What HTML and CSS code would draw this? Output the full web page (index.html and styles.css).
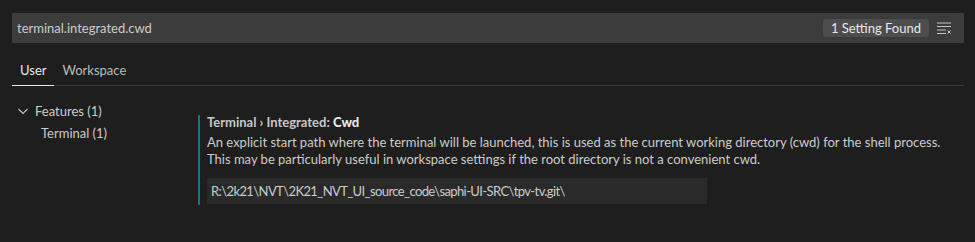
FILE: index.html
```html
<!DOCTYPE html>
<html lang="en">
<head>
<meta charset="UTF-8">
<title>Settings</title>
<link rel="stylesheet" href="styles.css">
</head>
<body>
    <!-- Search header -->
    <div class="search-bar">
        <span class="search-text">terminal.integrated.cwd</span>
        <div class="search-actions">
            <span class="count-badge">1 Setting Found</span>
            <svg class="clear-icon" width="16" height="16" viewBox="0 0 16 16">
                <path d="M1 3h14M1 6.5h14M1 10h9M1 13.5h9" stroke="#c5c5c5" stroke-width="1"/>
                <path d="M11.5 10.5l3 3M14.5 10.5l-3 3" stroke="#c5c5c5" stroke-width="1"/>
            </svg>
        </div>
    </div>

    <!-- Tabs -->
    <div class="tabs">
        <div class="tab active">User</div>
        <div class="tab">Workspace</div>
    </div>

    <div class="body">
        <!-- TOC tree -->
        <div class="toc">
            <div class="toc-row">
                <svg class="chevron" width="16" height="16" viewBox="0 0 16 16">
                    <path d="M3.5 6l4.5 4.5L12.5 6" fill="none" stroke="#c5c5c5" stroke-width="1.1"/>
                </svg>
                <span>Features (1)</span>
            </div>
            <div class="toc-row child">Terminal (1)</div>
        </div>

        <!-- Settings list -->
        <div class="settings">
            <div class="setting">
                <div class="setting-title">Terminal › Integrated: <b>Cwd</b></div>
                <div class="setting-desc">An explicit start path where the terminal will be launched, this is used as the current working directory (cwd) for the shell process. This may be particularly useful in workspace settings if the root directory is not a convenient cwd.</div>
                <div class="setting-input">R:\2k21\NVT\2K21_NVT_UI_source_code\saphi-UI-SRC\tpv-tv.git\</div>
            </div>
        </div>
    </div>
</body>
</html>
```

FILE: styles.css
```css
/* General */
* {
    margin: 0;
    padding: 0;
    box-sizing: border-box;
}

body {
    background: #1e1e1e;
    color: #cccccc;
    font-family: 'Lato', 'Open Sans', sans-serif;
    font-size: 13px;
    padding: 13px 11px 0 12px;
}

/* Search */
.search-bar {
    display: flex;
    align-items: center;
    justify-content: space-between;
    height: 30px;
    background: #3c3c3c;
    padding: 0 12px 0 5px;
}

.search-text {
    font-size: 13px;
    color: #cccccc;
}

.search-actions {
    display: flex;
    align-items: center;
    gap: 7px;
}

.count-badge {
    background: #4d4d4d;
    color: #e8e8e8;
    height: 18px;
    line-height: 18px;
    padding: 0 8px;
    border-radius: 2px;
}

.clear-icon {
    display: block;
}

/* Tabs */
.tabs {
    display: flex;
    margin-top: 12px;
    border-bottom: 1px solid #3a3a3a;
}

.tab {
    height: 31px;
    line-height: 30px;
    padding: 0 8px;
    color: #bbbbbb;
    border-bottom: 1px solid transparent;
    margin-bottom: -1px;
}

.tab.active {
    color: #e7e7e7;
    border-bottom-color: #e7e7e7;
}

/* Body */
.body {
    display: flex;
    align-items: flex-start;
    padding-top: 14px;
}

.toc {
    width: 186px;
}

.toc-row {
    display: flex;
    align-items: center;
    height: 22px;
    padding-left: 3px;
    gap: 4px;
}

.toc-row.child {
    padding-left: 29px;
}

.chevron {
    display: block;
}

.settings {
    flex: 1;
    padding-top: 15px;
}

.setting {
    border-left: 2px solid #1b6e8f;
    padding: 0 0 1px 7px;
}

.setting-title {
    line-height: 14px;
    font-weight: 700;
    color: #c8c8c8;
}

.setting-title b {
    font-weight: 900;
    color: #e7e7e7;
}

.setting-desc {
    margin-top: 5px;
    line-height: 17px;
}

.setting-input {
    margin-top: 10px;
    width: 500px;
    height: 26px;
    line-height: 26px;
    background: #2a2a2a;
    padding-left: 4px;
    color: #cccccc;
    letter-spacing: -0.6px;
}
```
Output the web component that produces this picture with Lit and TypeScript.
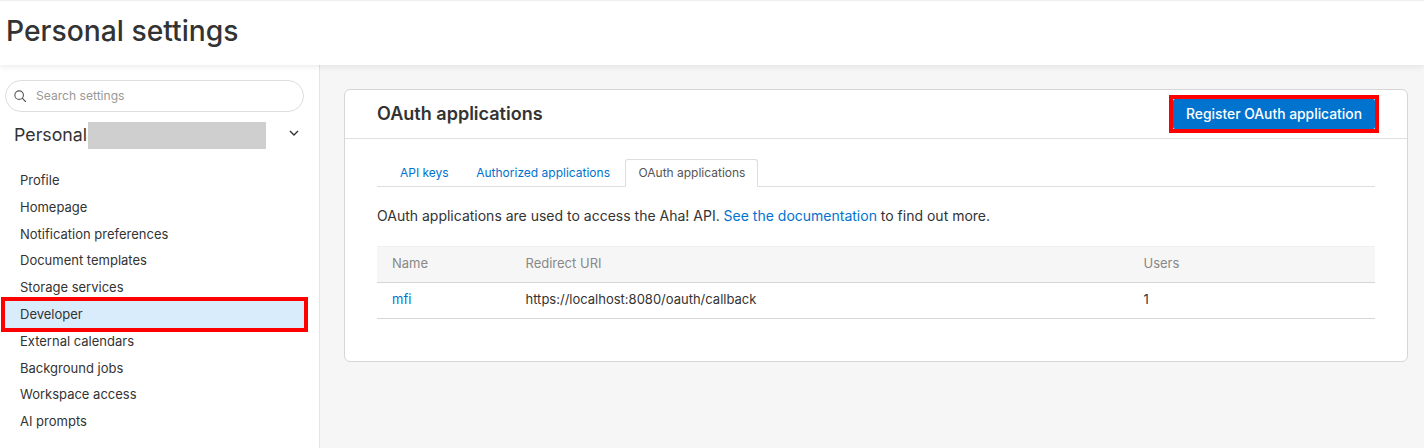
----------------
Every line of the data should be copied as it stands, without the images.

What HTML and CSS code would draw this? Output the full web page (index.html and styles.css).
FILE: index.html
```html
<!DOCTYPE html>
<html lang="en">
<head>
<meta charset="UTF-8">
<title>Settings</title>
<link rel="stylesheet" href="styles.css">
</head>
<body>
    <!-- Search header -->
    <div class="search-bar">
        <span class="search-text">terminal.integrated.cwd</span>
        <div class="search-actions">
            <span class="count-badge">1 Setting Found</span>
            <svg class="clear-icon" width="16" height="16" viewBox="0 0 16 16">
                <path d="M1 3h14M1 6.5h14M1 10h9M1 13.5h9" stroke="#c5c5c5" stroke-width="1"/>
                <path d="M11.5 10.5l3 3M14.5 10.5l-3 3" stroke="#c5c5c5" stroke-width="1"/>
            </svg>
        </div>
    </div>

    <!-- Tabs -->
    <div class="tabs">
        <div class="tab active">User</div>
        <div class="tab">Workspace</div>
    </div>

    <div class="body">
        <!-- TOC tree -->
        <div class="toc">
            <div class="toc-row">
                <svg class="chevron" width="16" height="16" viewBox="0 0 16 16">
                    <path d="M3.5 6l4.5 4.5L12.5 6" fill="none" stroke="#c5c5c5" stroke-width="1.1"/>
                </svg>
                <span>Features (1)</span>
            </div>
            <div class="toc-row child">Terminal (1)</div>
        </div>

        <!-- Settings list -->
        <div class="settings">
            <div class="setting">
                <div class="setting-title">Terminal › Integrated: <b>Cwd</b></div>
                <div class="setting-desc">An explicit start path where the terminal will be launched, this is used as the current working directory (cwd) for the shell process. This may be particularly useful in workspace settings if the root directory is not a convenient cwd.</div>
                <div class="setting-input">R:\2k21\NVT\2K21_NVT_UI_source_code\saphi-UI-SRC\tpv-tv.git\</div>
            </div>
        </div>
    </div>
</body>
</html>
```

FILE: styles.css
```css
/* General */
* {
    margin: 0;
    padding: 0;
    box-sizing: border-box;
}

body {
    background: #1e1e1e;
    color: #cccccc;
    font-family: 'Lato', 'Open Sans', sans-serif;
    font-size: 13px;
    padding: 13px 11px 0 12px;
}

/* Search */
.search-bar {
    display: flex;
    align-items: center;
    justify-content: space-between;
    height: 30px;
    background: #3c3c3c;
    padding: 0 12px 0 5px;
}

.search-text {
    font-size: 13px;
    color: #cccccc;
}

.search-actions {
    display: flex;
    align-items: center;
    gap: 7px;
}

.count-badge {
    background: #4d4d4d;
    color: #e8e8e8;
    height: 18px;
    line-height: 18px;
    padding: 0 8px;
    border-radius: 2px;
}

.clear-icon {
    display: block;
}

/* Tabs */
.tabs {
    display: flex;
    margin-top: 12px;
    border-bottom: 1px solid #3a3a3a;
}

.tab {
    height: 31px;
    line-height: 30px;
    padding: 0 8px;
    color: #bbbbbb;
    border-bottom: 1px solid transparent;
    margin-bottom: -1px;
}

.tab.active {
    color: #e7e7e7;
    border-bottom-color: #e7e7e7;
}

/* Body */
.body {
    display: flex;
    align-items: flex-start;
    padding-top: 14px;
}

.toc {
    width: 186px;
}

.toc-row {
    display: flex;
    align-items: center;
    height: 22px;
    padding-left: 3px;
    gap: 4px;
}

.toc-row.child {
    padding-left: 29px;
}

.chevron {
    display: block;
}

.settings {
    flex: 1;
    padding-top: 15px;
}

.setting {
    border-left: 2px solid #1b6e8f;
    padding: 0 0 1px 7px;
}

.setting-title {
    line-height: 14px;
    font-weight: 700;
    color: #c8c8c8;
}

.setting-title b {
    font-weight: 900;
    color: #e7e7e7;
}

.setting-desc {
    margin-top: 5px;
    line-height: 17px;
}

.setting-input {
    margin-top: 10px;
    width: 500px;
    height: 26px;
    line-height: 26px;
    background: #2a2a2a;
    padding-left: 4px;
    color: #cccccc;
    letter-spacing: -0.6px;
}
```
Output the web component that produces this picture with Lit and TypeScript.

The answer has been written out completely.